Pashnin also played four regular-season and four postseason games for the Red Army's farm team, picking up three assists in the regular season and a goal and assist in the playoffs. Clark said Nemchinov told him that Pashnin's development was impressive, and he will see a lot more KHL ice time in 2010-11, which will make him an even better candidate for the NHL.

As a rookie, Pashnin had a goal and four assists in 44 games. His 52 penalty minutes -- plus the 20 he earned in four playoff games with the Red Army's farm team -- might have said more about what he can bring to the NHL one day. Clark said his feistiness will lend itself well to the North American game and was precisely what impressed Rangers scouts in the first place.

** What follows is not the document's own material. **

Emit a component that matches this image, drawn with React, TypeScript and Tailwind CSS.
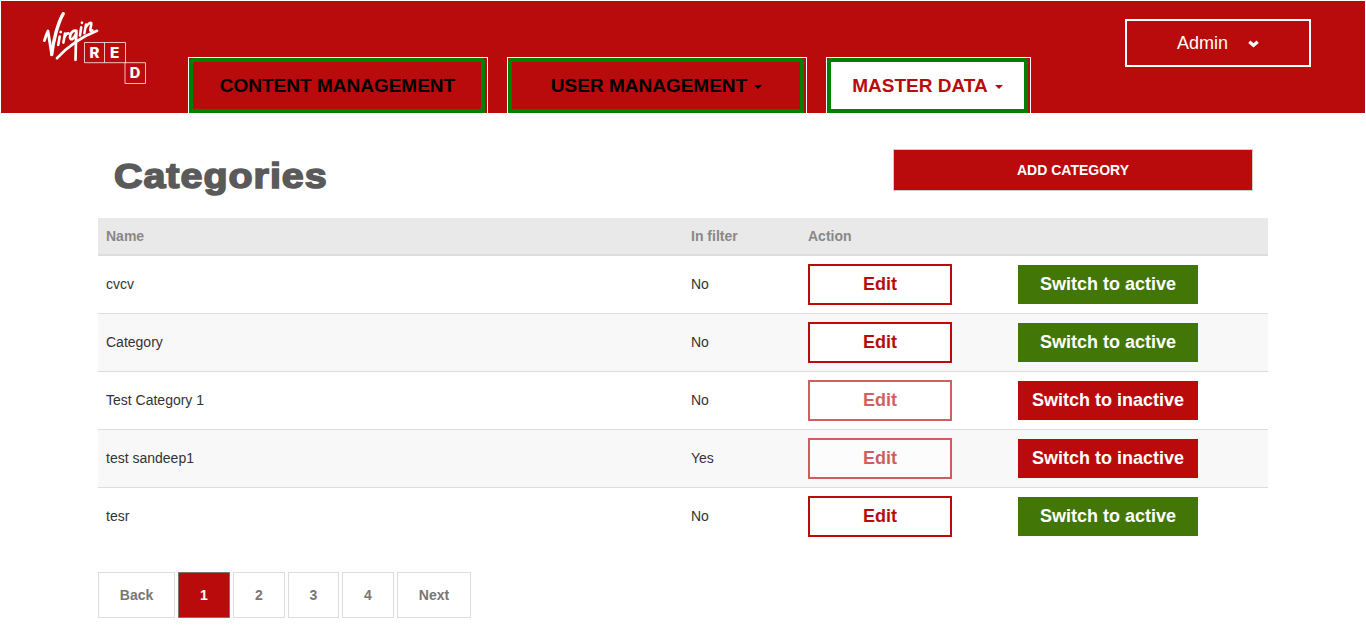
import React from "react";

type Category = { name: string; inFilter: string; active: boolean };

const categories: Category[] = [
  { name: "cvcv", inFilter: "No", active: false },
  { name: "Category", inFilter: "No", active: false },
  { name: "Test Category 1", inFilter: "No", active: true },
  { name: "test sandeep1", inFilter: "Yes", active: true },
  { name: "tesr", inFilter: "No", active: false },
];

function Logo() {
  return (
    <svg className="block h-[76px] w-[108px]" viewBox="40 10 108 76" fill="none" aria-label="Virgin Red">
      <g stroke="#fff" strokeLinecap="round" strokeLinejoin="round">
        <path d="M44.4 40.6 C45.5 37 47 33 48 31 L51.6 54" strokeWidth="2.8" />
        <path d="M51.7 54.6 C53 42 58 22 63.2 13.8" strokeWidth="3.4" />
        <path d="M59.7 36.6 L58.2 45" strokeWidth="2.6" />
        <path d="M60.6 32.2 L60.8 32" strokeWidth="2.6" />
        <path d="M65 33.6 L63.4 42.6 M64.4 37.5 C65.4 34.6 66.8 33.2 68.6 33.4" strokeWidth="2.6" />
        <path d="M76.4 30.8 C72.8 29.6 69.8 33.8 70 37.4 C70.4 41.4 75 38.6 76.5 32 C75.8 40 75.8 50 75.5 59.8" strokeWidth="2.7" />
        <path d="M81.2 27.4 L80 35.4" strokeWidth="2.6" />
        <path d="M81.9 22.8 L82 22.6" strokeWidth="2.6" />
        <path d="M86 24.6 L84.4 33.2 M85.4 28 C87.6 23.6 91.6 21 91.4 24 L90.2 29.8 C90.2 31.4 91.4 31 92.4 30.4" strokeWidth="2.5" />
        <path d="M57 58.2 C66 48.5 80 37.5 97 30.8" strokeWidth="2.7" />
      </g>
      <g stroke="#fff" strokeOpacity=".75" strokeWidth="1">
        <path d="M84.5 42.5H125.5V62.7H84.5ZM104.5 42.5V62.7M125 62.7H145.5V83.5H125Z" />
      </g>
      <g fill="#fff" className="font-['Inter',sans-serif] text-[14px] font-extrabold">
        <text x="89.5" y="58.2" textLength="10" lengthAdjust="spacingAndGlyphs">R</text>
        <text x="110" y="58.2" textLength="9.4" lengthAdjust="spacingAndGlyphs">E</text>
        <text x="129.8" y="78.4" textLength="10.6" lengthAdjust="spacingAndGlyphs">D</text>
      </g>
    </svg>
  );
}

function Caret({ className }: { className: string }) {
  return (
    <span className={`mt-[2px] ml-[7px] h-0 w-0 border-x-4 border-t-4 border-x-transparent ${className}`} />
  );
}

function NavTab({ label, caret, active, className }: { label: string; caret?: boolean; active?: boolean; className: string }) {
  return (
    <div className={`flex h-[56px] border border-b-0 border-white pr-[2px] ${className}`}>
      <a
        className={`flex flex-1 items-center justify-center rounded-t-[4px] border-4 border-[#008000] text-[19px] leading-6 font-bold whitespace-nowrap ${
          active ? "bg-white text-[#b90b0b]" : "pl-px text-black"
        }`}
      >
        {label}
        {caret && <Caret className={active ? "border-t-[#b90b0b]" : "border-t-black"} />}
      </a>
    </div>
  );
}

function PageLink({ label, current, className }: { label: string; current?: boolean; className: string }) {
  return (
    <a
      className={`flex h-[46px] items-center justify-center border text-[14px] font-bold ${
        current ? "border-[#777] bg-[#b90b0b] text-white" : "border-[#ddd] text-[#777]"
      } ${className}`}
    >
      {label}
    </a>
  );
}

export default function App() {
  return (
    <div className="h-[633px] overflow-hidden bg-white px-px pt-px font-['Liberation_Sans',Arial,sans-serif]">
      <header className="flex h-[112px] bg-[#b90b0b]">
        <div className="w-[187px] pt-[9px] pl-[39px]">
          <Logo />
        </div>
        <nav className="flex items-end">
          <NavTab label="CONTENT MANAGEMENT" className="w-[300px]" />
          <NavTab label="USER MANAGEMENT" caret className="ml-[19px] w-[300px]" />
          <NavTab label="MASTER DATA" caret active className="ml-[19px] w-[205px]" />
        </nav>
        <button className="mt-[18px] mr-[54px] ml-auto flex h-[48px] w-[186px] items-center justify-center border-2 border-white text-[18px] text-white">
          Admin
          <svg className="mt-[2px] ml-[20px] h-2 w-[11px]" viewBox="0 0 11 8" fill="none">
            <path d="M1.3 1.8L5.5 5.4L9.7 1.8" stroke="#fff" strokeWidth="3.2" />
          </svg>
        </button>
      </header>

      <main className="ml-[97px] w-[1170px]">
        <div className="flex h-[105px] items-start justify-between pr-[15px] pl-[15px]">
          <h1 className="mt-[41px] ml-px origin-left scale-x-[1.11] text-[35.5px] leading-[44px] font-bold tracking-[0.9px] text-[#5a5a5a] [-webkit-text-stroke:1.6px_#5a5a5a]">
            Categories
          </h1>
          <button className="mt-[36px] h-[42px] w-[360px] border border-[#ccc] bg-[#b90b0b] text-[14px] font-bold text-white">
            ADD CATEGORY
          </button>
        </div>

        <table className="w-full table-fixed border-separate border-spacing-0 text-left text-[14px] text-[#333]">
          <colgroup>
            <col className="w-[585px]" />
            <col className="w-[117px]" />
            <col className="w-[210px]" />
            <col />
          </colgroup>
          <thead>
            <tr className="h-[38px] bg-[#e9e9e9] text-[#888]">
              <th className="border-b-2 border-[#ddd] px-2 py-0 font-bold">Name</th>
              <th className="border-b-2 border-[#ddd] px-2 py-0 font-bold">In filter</th>
              <th className="border-b-2 border-[#ddd] px-2 py-0 font-bold">Action</th>
              <th className="border-b-2 border-[#ddd]" />
            </tr>
          </thead>
          <tbody className="[&>tr:last-child>td]:border-b-transparent [&>tr:nth-child(even)]:bg-[#f8f8f8] [&>tr>td]:border-b [&>tr>td]:border-[#ddd]">
            {categories.map((c) => (
              <tr key={c.name} className="h-[58px]">
                <td className="px-2 py-0">{c.name}</td>
                <td className="px-2 py-0">{c.inFilter}</td>
                <td className="px-2 py-0">
                  <button
                    className={`block h-[41px] w-[144px] border-2 border-[#b90b0b] bg-white pb-[2px] text-[18px] leading-6 font-bold text-[#b90b0b] ${
                      c.active ? "opacity-65" : ""
                    }`}
                  >
                    Edit
                  </button>
                </td>
                <td className="px-2 py-0">
                  <button
                    className={`block h-[39px] w-[180px] pb-[2px] text-[18px] leading-6 font-bold whitespace-nowrap text-white ${
                      c.active ? "bg-[#b90b0b]" : "bg-[#427707]"
                    }`}
                  >
                    {c.active ? "Switch to inactive" : "Switch to active"}
                  </button>
                </td>
              </tr>
            ))}
          </tbody>
        </table>

        <div className="mt-[26px] flex gap-[3px]">
          <PageLink label="Back" className="w-[77px]" />
          <PageLink label="1" current className="w-[52px]" />
          <PageLink label="2" className="w-[52px]" />
          <PageLink label="3" className="w-[51px]" />
          <PageLink label="4" className="w-[52px]" />
          <PageLink label="Next" className="w-[74px]" />
        </div>
      </main>
    </div>
  );
}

In a similar vein, Pashnin led all players at the 2008 ADT Canada-Russia Challenge with 22 penalty minutes in six games. He racked up 18 in addition to the goal he scored in the two games against the QMJHL All-Stars, another two vs. the OHL All-Stars and a final two vs. the WHL All-Stars.

At the 2009 World Junior tournament, where Pashnin really emerged as an NHL prospect in Clark's eyes, he played on Russia's top defense pair in all seven games en route to a bronze medal. During a 6-5 overtime shootout loss to eventual champion Canada on Jan. 3, Pashnin had assist on his team's first goal at 5:18 of the first period and finished the game plus-2.

Committed to only one more year in the KHL, Pashnin could be available to sign with the Rangers organization as early as next summer, when he will be just 22. His upcoming stay at the Prospect Development Camp will give him a sense of the Rangers' and North American pro hockey lifestyle and should only increase the NHL appetite he communicated to Lutchenko more than a year ago.

"We would never have drafted him if we weren't sure about the passion he has for playing in the NHL," said Clark. "Now that we've communicated more with him, we know that he clearly wants to come over."